Re: how to tell if a file is still being modified
by oylee (Pilgrim) on Sep 15, 2003 at 22:57 UTC
    Thanks for all the replies. The best of all possible worlds would be if we could control the FTP sender in addition to the receiver and just set up some handshake protocol there, but that'd make life too easy x). The poll-the-file-until-it-no-longer-changes is something that would most certainly work but it just feels a li'l brittle.

    I've already implemented it using fuser but the thought that the production machine's OS might not always have fuser available crossed my mind and wouldn't let go (the warning in Linux::Fuser stating that "even then it may not work on other than 2.2.* kernels" made me squirm a bit too).

    In any case, fuser seems to be working fine (though this thing is a bit awkward to test) . Once again, I've shamed my ancestors and forgotten to heed the potential wisdom of YouArentGonnaNeedIt .

    Thanks again for all the input!
Re: how to tell if a file is still being modified
by iburrell (Chaplain) on Sep 15, 2003 at 23:15 UTC
    Another mechanism you mentioned is to look at the creation time or mod time. If you can figure out the maximum upload time, your script can skip files younger than that threshold.

    For example, if you say every file will take 1 hour max to upload, a five minute old file could be still uploaded. But the two hour file is safe. This doesn't work if the files are really big, the upload time varies too much, or you need frequent processing.

Re: how to tell if a file is still being modified
by exussum0 (Vicar) on Sep 15, 2003 at 22:01 UTC
    If you can garantee some sorta bandwidht on the party ftping the file in, then you can do two or three ls's and make sure the file size don't change.
    Play that funky music white boy..
Re: how to tell if a file is still being modified
by monktim (Friar) on Sep 16, 2003 at 14:18 UTC
    Here is another alternative. It may be overkill for what you want to do and it involves more work but maybe its worth considering.

    Instead of another FTP process putting the files in your directory, you can run a process to establish a passive mode FTP connection to the FTP server and get the files. WGET is a good utility for this and is freely available by GNU. WGET won't put a partial file in your directory, it will wait until a complete successful download to do so. It also works well on unstable connections and can do retries.

    Then you can run you own FTP server on that same machine and allow access to the directory. On your final destination machine you can again use WGET. This time you can establish a passive mode connection to your FTP server to get the files.

    Passive mode FTP connections allow you to get files across the network(s) securely. That is, as long as you have good firewall rules and you have good security on your FTP server.

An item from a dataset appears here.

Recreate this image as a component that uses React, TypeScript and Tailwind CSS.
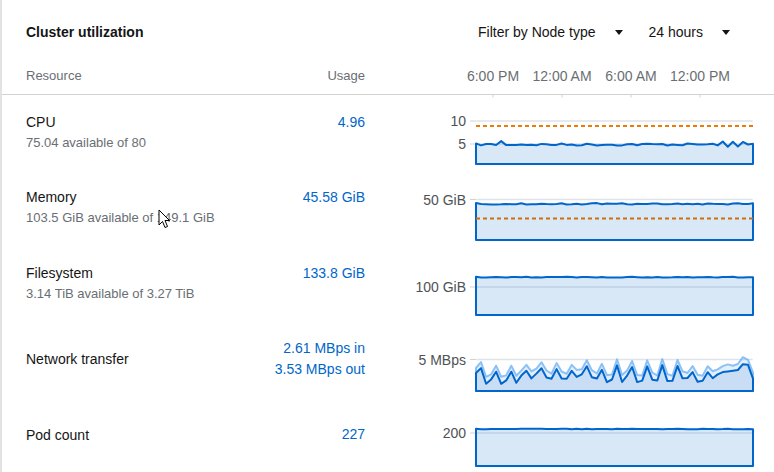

    Update I jumped the gun. I was wong about WGET not showing the file until it is complete. I tested it with a 100MB file and it got created slowly. The version of WGET I have dumps everything is gets into a single file and then creates the individual files from it. It still creates the individual files slowly and not all at once. My bad.

      This doesn't really do the job - you've just shifted the problem from one machine to another. How do you know the file is ready to get?

      This is unrelated, but where possible I would recommend getting files rather than putting them. I have found it much easier to set up UATs, parallel runs and so on with this arrangement.

      I've used variations on most of the methods mentioned above:

      • polling the checksum, mod time or size;
      • trigger files;
      • trailer records;
      • renaming or moving to another directory.

      I favour trigger files. I have to admit that I've spent far more time worrying about the possible problems than actually encountering them.

Re: how to tell if a file is still being modified
by Beechbone (Friar) on Sep 18, 2003 at 20:38 UTC
    What about the FTP server's log file? Isn't there something like "completed <filename>" if you raise the log level high enough?